We welcome guest author Kate Haley Goldman, a consultant who has spent over 20 years listening to visitors in her work with museums – directing research, technology and learning projects in the US and abroad, in a two part series on museum evaluation.
The field of evaluation tends to get a bad rap. Like the words “engagement” or even “analytics” it can be difficult to know exactly what someone means when they speak of evaluation. According to one of the evaluation field leaders Michael Patton, evaluation is “any effort to increase human effectiveness through systematic data based inquiry” (1990). “Any effort” is a pretty broad net and that breadth sometimes engenders misperceptions. Evaluation is not simply a focus group, usability testing, or something you do at the end of project. Evaluation is not centering on finding fault. It does not need to be time consuming or costly.
When working with institutions that are trying to build capacity in evaluation, I emphasize that to truly make the results useful, a team needs to build an evaluative mindset. There isn’t one best way to do an evaluation, just as there isn’t only one way to craft an exhibition. Designing an evaluation requires blending of social science, an institution’s goals and needs, logistical planning, and an understanding of visitor behavior. The design of a quality evaluation needs to balance what the evaluation needs to find out, who the audiences are, what time and resources are available, and the unique elements of each institution. Above all evaluation needs to be useful. If an evaluation question can’t be used by the museum for decision making, we shouldn’t be asking it.
In the museum field, evaluation is divided into different types of evaluation, each with a different set of assumptions, questions, and methods.
1. Front end evaluation
Front end evaluation is done during the early stages of a project, during the discovery phase, research phase, or concept design. Front end evaluation allows the team to understand what visitors know about a topic, what questions and misconceptions they have, and what content resonates with them personally. Front end methods can include anything from in person interviews, card sorts, personal meaning mapping, persona creation, online surveys, and research reviews. At the moment, I’m doing front end narrative testing for one museum launching a new permanent exhibition and another creating a whole new building. In each institution, we’re conducting a series of narrative testing discussion groups with key constituencies to better understand the visitor perception of the material. This has allowed us to discover what visitors are curious about and where we need to develop deeper content.
2. Formative evaluation
Formative evaluation occurs during design development, but before actual launch of an exhibition or program. Often including but not limited to prototyping, formative answers such questions as does this content make sense to the visitor? Does it meet their needs? Methods here include paper prototyping, usability testing, remote user interviews, think aloud protocols, and more.
3. Remedial evaluation
Remedial evaluation occurs in that sweet spot during a soft launch. The project is launched or nearly launched, and we’re working the last kinks out. Common questions include – what is working well? What needs reinforcing or support? What needs changes? Are the visitors understanding? Enjoying? Methods at this stage include timing and tracking studies, focused observations, and exit interviews.

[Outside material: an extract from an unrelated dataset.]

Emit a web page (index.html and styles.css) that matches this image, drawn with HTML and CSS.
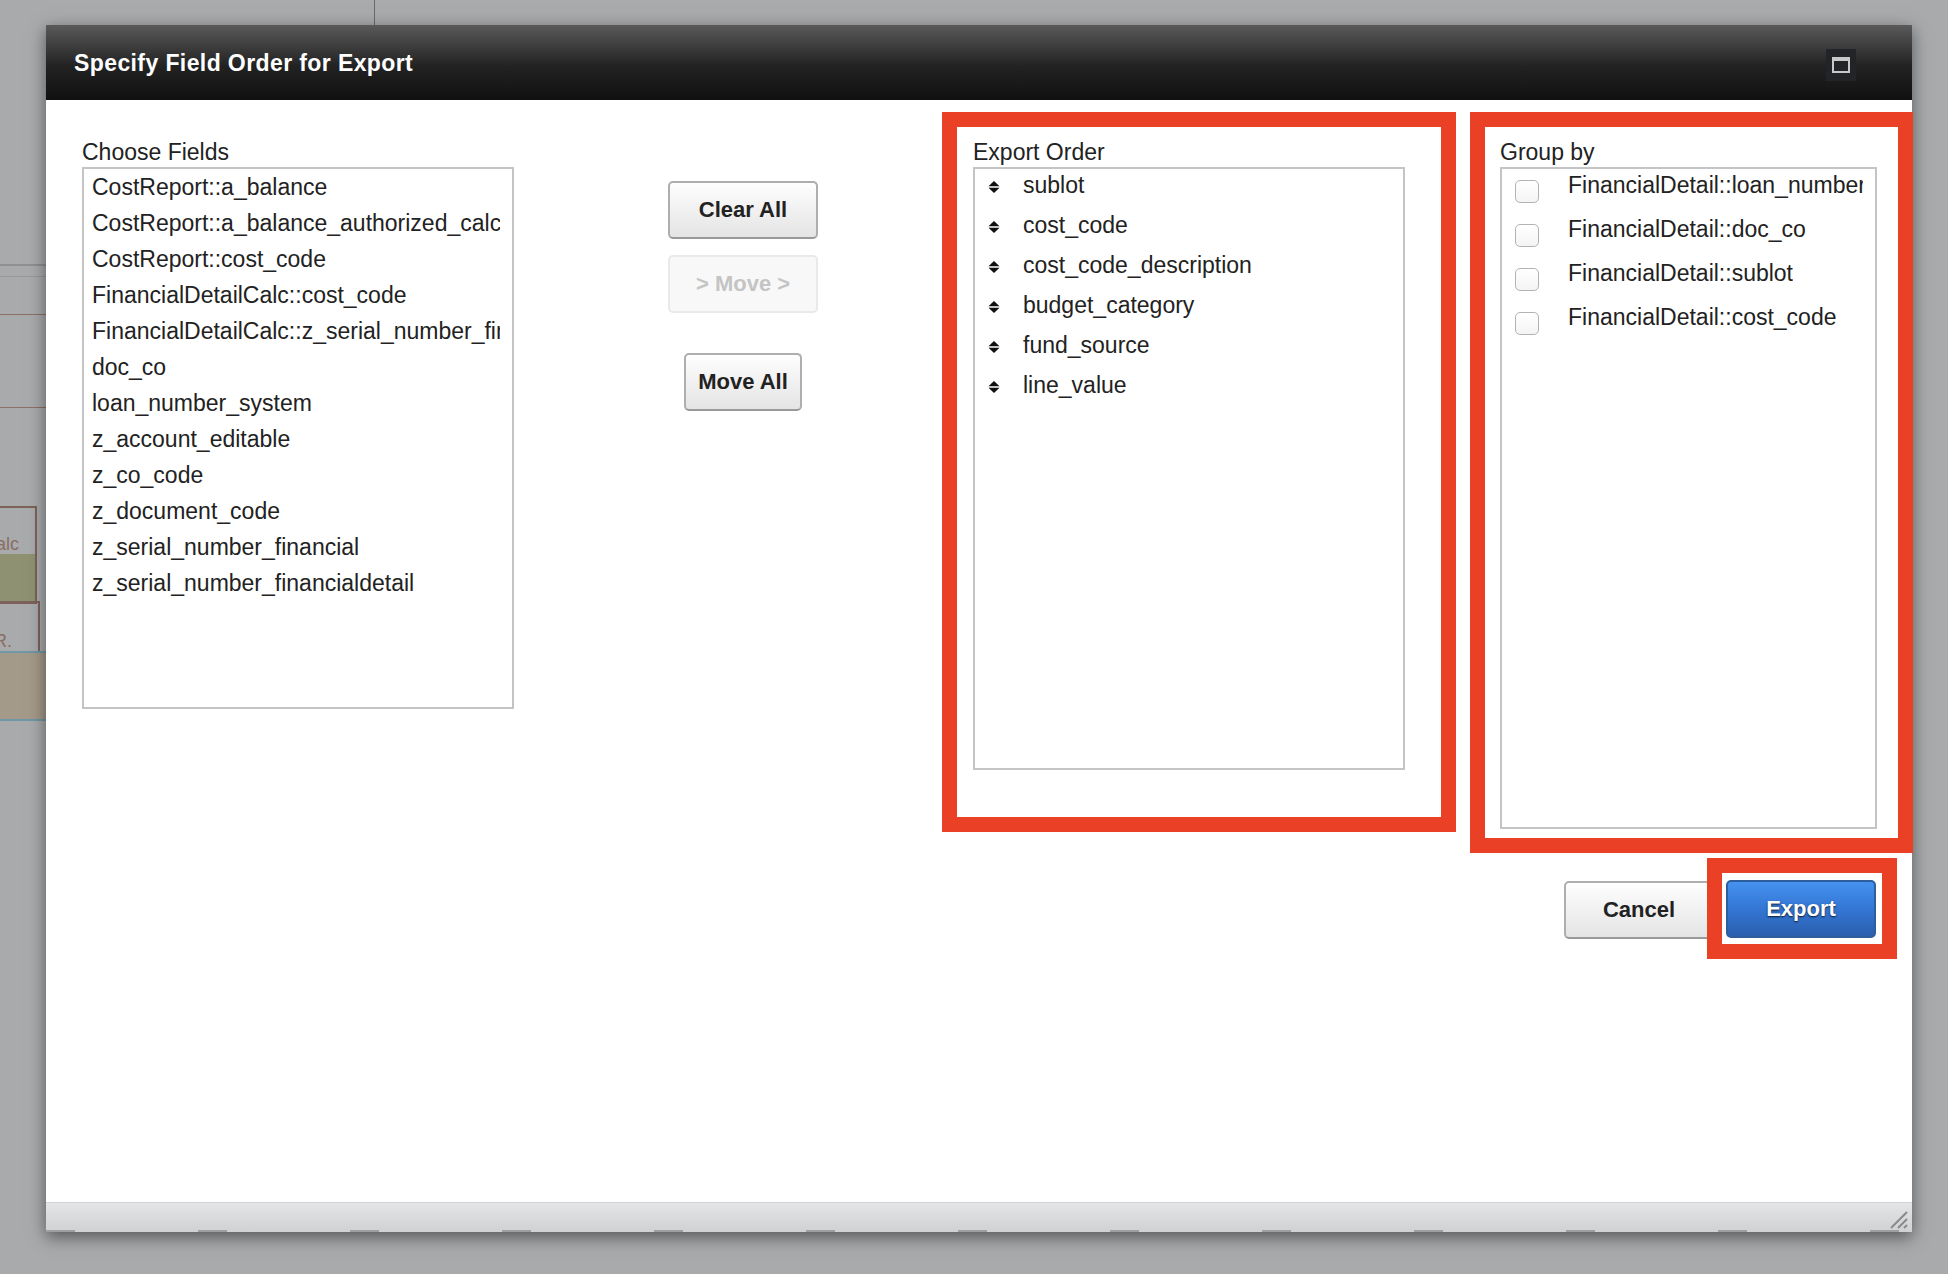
FILE: index.html
```html
<!DOCTYPE html>
<html lang="en">
<head>
    <meta charset="UTF-8">
    <title>Specify Field Order for Export</title>
    <link rel="stylesheet" href="styles.css">
</head>
<body>

    <!-- report layout that sits behind the modal -->
    <div class="backdrop">
        <div class="bd-vline"></div>
        <div class="bd-line bd-gray1"></div>
        <div class="bd-line bd-gray2"></div>
        <div class="bd-line bd-brown1"></div>
        <div class="bd-line bd-brown2"></div>
        <div class="bd-cell bd-cell-calc"><span>alc</span></div>
        <div class="bd-fill bd-green"></div>
        <div class="bd-cell bd-cell-r"><span>R.</span></div>
        <div class="bd-fill bd-tan"></div>
        <div class="bd-line bd-blue"></div>
    </div>

    <div class="dialog">
        <div class="dialog-title">
            <span class="dialog-caption">Specify Field Order for Export</span>
            <button class="title-btn" title="Maximize">
                <svg width="18" height="16" viewBox="0 0 18 16"><path fill-rule="evenodd" fill="#c9c9c9" d="M0 0H18V16H0Z M2 4V14H16V4Z"/></svg>
            </button>
        </div>

        <div class="dialog-body">
            <div class="panels">
                <!-- available fields -->
                <div class="choose">
                    <div class="section-label">Choose Fields</div>
                    <ul class="field-list choose-list">
                        <li>CostReport::a_balance</li>
                        <li>CostReport::a_balance_authorized_calc</li>
                        <li>CostReport::cost_code</li>
                        <li>FinancialDetailCalc::cost_code</li>
                        <li>FinancialDetailCalc::z_serial_number_financial</li>
                        <li>doc_co</li>
                        <li>loan_number_system</li>
                        <li>z_account_editable</li>
                        <li>z_co_code</li>
                        <li>z_document_code</li>
                        <li>z_serial_number_financial</li>
                        <li>z_serial_number_financialdetail</li>
                    </ul>
                </div>

                <div class="mover">
                    <button class="btn btn-wide">Clear All</button>
                    <button class="btn btn-wide" disabled>&gt; Move &gt;</button>
                    <button class="btn btn-narrow">Move All</button>
                </div>

                <div class="highlight export-box">
                    <div class="section-label">Export Order</div>
                    <ul class="field-list order-list">
                        <li><svg class="drag" width="12" height="12" viewBox="0 0 12 12"><path d="M6 0L11.5 5.3H0.5Z M0.5 6.7H11.5L6 12Z"/></svg><span>sublot</span></li>
                        <li><svg class="drag" width="12" height="12" viewBox="0 0 12 12"><path d="M6 0L11.5 5.3H0.5Z M0.5 6.7H11.5L6 12Z"/></svg><span>cost_code</span></li>
                        <li><svg class="drag" width="12" height="12" viewBox="0 0 12 12"><path d="M6 0L11.5 5.3H0.5Z M0.5 6.7H11.5L6 12Z"/></svg><span>cost_code_description</span></li>
                        <li><svg class="drag" width="12" height="12" viewBox="0 0 12 12"><path d="M6 0L11.5 5.3H0.5Z M0.5 6.7H11.5L6 12Z"/></svg><span>budget_category</span></li>
                        <li><svg class="drag" width="12" height="12" viewBox="0 0 12 12"><path d="M6 0L11.5 5.3H0.5Z M0.5 6.7H11.5L6 12Z"/></svg><span>fund_source</span></li>
                        <li><svg class="drag" width="12" height="12" viewBox="0 0 12 12"><path d="M6 0L11.5 5.3H0.5Z M0.5 6.7H11.5L6 12Z"/></svg><span>line_value</span></li>
                    </ul>
                </div>

                <div class="highlight group-box">
                    <div class="section-label">Group by</div>
                    <ul class="field-list group-list">
                        <li><span class="check"></span><span class="group-name">FinancialDetail::loan_number_system</span></li>
                        <li><span class="check"></span><span class="group-name">FinancialDetail::doc_co</span></li>
                        <li><span class="check"></span><span class="group-name">FinancialDetail::sublot</span></li>
                        <li><span class="check"></span><span class="group-name">FinancialDetail::cost_code</span></li>
                    </ul>
                </div>
            </div>

            <div class="actions">
                <button class="btn btn-cancel">Cancel</button>
                <div class="highlight export-wrap">
                    <button class="btn btn-primary">Export</button>
                </div>
            </div>
        </div>

        <div class="dialog-foot">
            <svg class="resize" width="22" height="22" viewBox="0 0 22 22">
                <path d="M4 21L20 5 M11 21L20 12 M17 21L20 18" stroke="#8a8a8a" stroke-width="2"/>
            </svg>
        </div>
    </div>

</body>
</html>
```

FILE: styles.css
```css
body {
    margin: 0;
    min-height: 1274px;
    background-color: #a9aaac;
    font-family: 'Liberation Sans', Arial, sans-serif;
    color: #222;
    overflow: hidden;
}

/* ---- page behind the overlay ---- */
.backdrop {
    position: absolute;
    top: 0;
    left: 0;
    width: 100%;
    height: 100%;
}

.bd-vline {
    position: absolute;
    left: 374px;
    top: 0;
    width: 1px;
    height: 26px;
    background-color: #6a6a6c;
}

.bd-line {
    position: absolute;
    left: 0;
    width: 50px;
    height: 2px;
}

.bd-gray1 { top: 264px; background-color: #8f9092; }
.bd-gray2 { top: 276px; background-color: #97989a; height: 1px; }
.bd-brown1 { top: 314px; background-color: #8d7066; height: 1px; }
.bd-brown2 { top: 407px; background-color: #8d7066; height: 1px; }
.bd-blue { top: 719px; background-color: #6f97a6; }

.bd-cell {
    position: absolute;
    left: 0;
    border: 2px solid #7d6259;
    border-left: none;
    color: #8a6e64;
    font-size: 18px;
}

.bd-cell-calc {
    top: 506px;
    width: 35px;
    height: 94px;
}

.bd-cell-calc span {
    display: block;
    margin-top: 26px;
    margin-left: -4px;
}

.bd-cell-r {
    top: 601px;
    width: 38px;
    height: 94px;
}

.bd-cell-r span {
    display: block;
    margin-top: 28px;
    margin-left: -6px;
}

.bd-fill {
    position: absolute;
    left: 0;
}

.bd-green {
    top: 554px;
    width: 35px;
    height: 47px;
    background-color: #8e9272;
}

.bd-tan {
    top: 651px;
    width: 50px;
    height: 68px;
    background-color: #a49a89;
    border-top: 2px solid #6f97a6;
}

/* ---- dialog ---- */
.dialog {
    position: relative;
    z-index: 1;
    width: 1866px;
    margin: 25px 0 0 46px;
    background-color: #fff;
    box-shadow: 0 5px 16px rgba(0, 0, 0, 0.5);
}

.dialog-title {
    height: 75px;
    display: flex;
    align-items: center;
    justify-content: space-between;
    padding: 0 56px 0 28px;
    background: linear-gradient(#5a5a5a, #222 55%, #111);
}

.dialog-caption {
    color: #fff;
    font-weight: bold;
    font-size: 23px;
    letter-spacing: 0.4px;
    margin-top: 2px;
}

.title-btn {
    width: 30px;
    height: 32px;
    margin-top: 4px;
    padding: 0;
    border: none;
    background-color: #222427;
    display: flex;
    align-items: center;
    justify-content: center;
}

.dialog-body {
    box-sizing: border-box;
    height: 1102px;
    padding: 12px 0 0 36px;
}

.panels {
    display: flex;
    align-items: flex-start;
}

.section-label {
    font-size: 23px;
    line-height: 26px;
    margin: 12px 0 2px;
}

.field-list {
    list-style: none;
    margin: 0;
    box-sizing: border-box;
    border: 2px solid #c4c4c4;
    font-size: 23px;
}

.field-list li {
    white-space: nowrap;
    overflow: hidden;
}

.choose {
    width: 432px;
    margin-top: 15px;
}

.choose-list {
    height: 542px;
    padding: 0 12px 0 8px;
}

.choose-list li {
    line-height: 36px;
}

.mover {
    width: 150px;
    margin: 69px 0 0 154px;
    display: flex;
    flex-direction: column;
    align-items: center;
}

/* ---- buttons ---- */
.btn {
    height: 58px;
    box-sizing: border-box;
    border: 2px solid #aeaeae;
    border-bottom-color: #999;
    border-radius: 5px;
    background: linear-gradient(#fefefe, #f1f1f1 50%, #e4e4e4);
    font-family: 'Liberation Sans', Arial, sans-serif;
    font-weight: bold;
    font-size: 22px;
    color: #222;
    padding: 0;
    cursor: pointer;
}

.btn:disabled {
    border-color: #e9e9e9;
    background: #f8f8f8;
    color: #c4c4c4;
    cursor: default;
}

.btn-wide {
    width: 150px;
}

.btn-wide + .btn-wide {
    margin-top: 16px;
}

.btn-narrow {
    width: 118px;
    margin-top: 40px;
}

/* red outline marking a section */
.highlight {
    border: 15px solid #ea4026;
}

.export-box {
    margin-left: 124px;
    padding: 0 36px 47px 16px;
}

.order-list {
    width: 432px;
    height: 603px;
    padding: 0 12px 0 13px;
}

.order-list li {
    display: flex;
    align-items: flex-start;
    line-height: 32px;
    margin-bottom: 8px;
}

.drag {
    flex: none;
    margin: 12px 23px 0 0;
    fill: #111;
}

.group-box {
    margin-left: 14px;
    padding: 0 21px 9px 15px;
}

.group-list {
    width: 377px;
    height: 662px;
    padding: 0 12px 0 13px;
}

.group-list li {
    display: flex;
    align-items: flex-start;
    height: 32px;
    line-height: 32px;
    margin-bottom: 12px;
    overflow: visible;
}

.check {
    flex: none;
    width: 24px;
    height: 23px;
    box-sizing: border-box;
    margin: 11px 29px 0 0;
    border: 1px solid #b3b3b3;
    border-radius: 5px;
    background: linear-gradient(#fff, #f4f4f4);
}

.group-name {
    min-width: 0;
    overflow: hidden;
}

.actions {
    display: flex;
    justify-content: flex-end;
    align-items: flex-start;
    margin-top: 5px;
    padding-right: 15px;
}

.btn-cancel {
    width: 150px;
    margin-top: 23px;
}

.export-wrap {
    margin-left: -7px;
    padding: 7px 6px 6px 4px;
    background-color: #fff;
    background-clip: padding-box;
}

.btn-primary {
    display: block;
    width: 150px;
    border: 2px solid #2f5e9c;
    background: linear-gradient(#4592ee, #3476d4 50%, #2a5fae);
    color: #fff;
    text-shadow: 0 1px 2px rgba(0, 0, 0, 0.8);
}

/* ---- bottom resize bar ---- */
.dialog-foot {
    position: relative;
    box-sizing: border-box;
    height: 30px;
    border-top: 1px solid #d2d3d5;
    background: linear-gradient(#e4e5e7, #d0d1d3);
}

.dialog-foot::after {
    content: "";
    position: absolute;
    left: 0;
    right: 0;
    bottom: 0;
    height: 2px;
    background: repeating-linear-gradient(to right, #9e9fa1 0 29px, transparent 29px 152px);
}

.resize {
    position: absolute;
    right: 3px;
    bottom: 3px;
}
```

These first three types of evaluation set a project up for useful summative evaluation. Summative evaluation is about determining what impact a program, exhibition, or project had on visitors. While some individuals frame impact solely as learning, I prefer to take a broader approach, studying affective and experiential impact as well as cognitive impact. What do visitors know, think, believe, feel, or do differently because they have been to your exhibition? What are they taking home with them, whether it is a warm family memory, a new understanding of the ocean, or deep emotional reaction to a work of art.
Audience research stands separately from the other types of evaluation; it is conducted independently from a specific project. Institution wide it allows decision makers to better understand who an institution’s audience is, their needs and motivations, and patterns of visitorship. Audience research is at the heart of high quality visitor personas, timing of exhibition schedules, the baseline of understanding the ebb and flow of an institution. Typically done through a combination of random selection surveys and interviews, audience research should be designed to systematically capture a realistic set of portraits of a museums’ visitorship, including high seasons and low seasons, weekdays and weekends.
Audience research and summative evaluation different from the prior three in that they require a level of rigor to the research design, a balance of the methods, and care in the sampling that is not as crucial for these other phases. For prototyping, one gets useful information from each individual you work with. It can only take a few individuals before you know if a feature is confusing or broken, or conversely is enjoyable and engaging to use. Even the most rigorous website usability testing happens in rounds of 20 – 30 individuals. Audience research and summative evaluation requires a wider lens, so you can ensure the patterns of visitation you find are not relying on a biased sample, generating findings which are not replicable. If an institution lacks audience research or has changed dramatically recently such as opening a new wing, they should consider conducting audience research three – four times in a single year, in order to gather a solid foundation of seasonal data.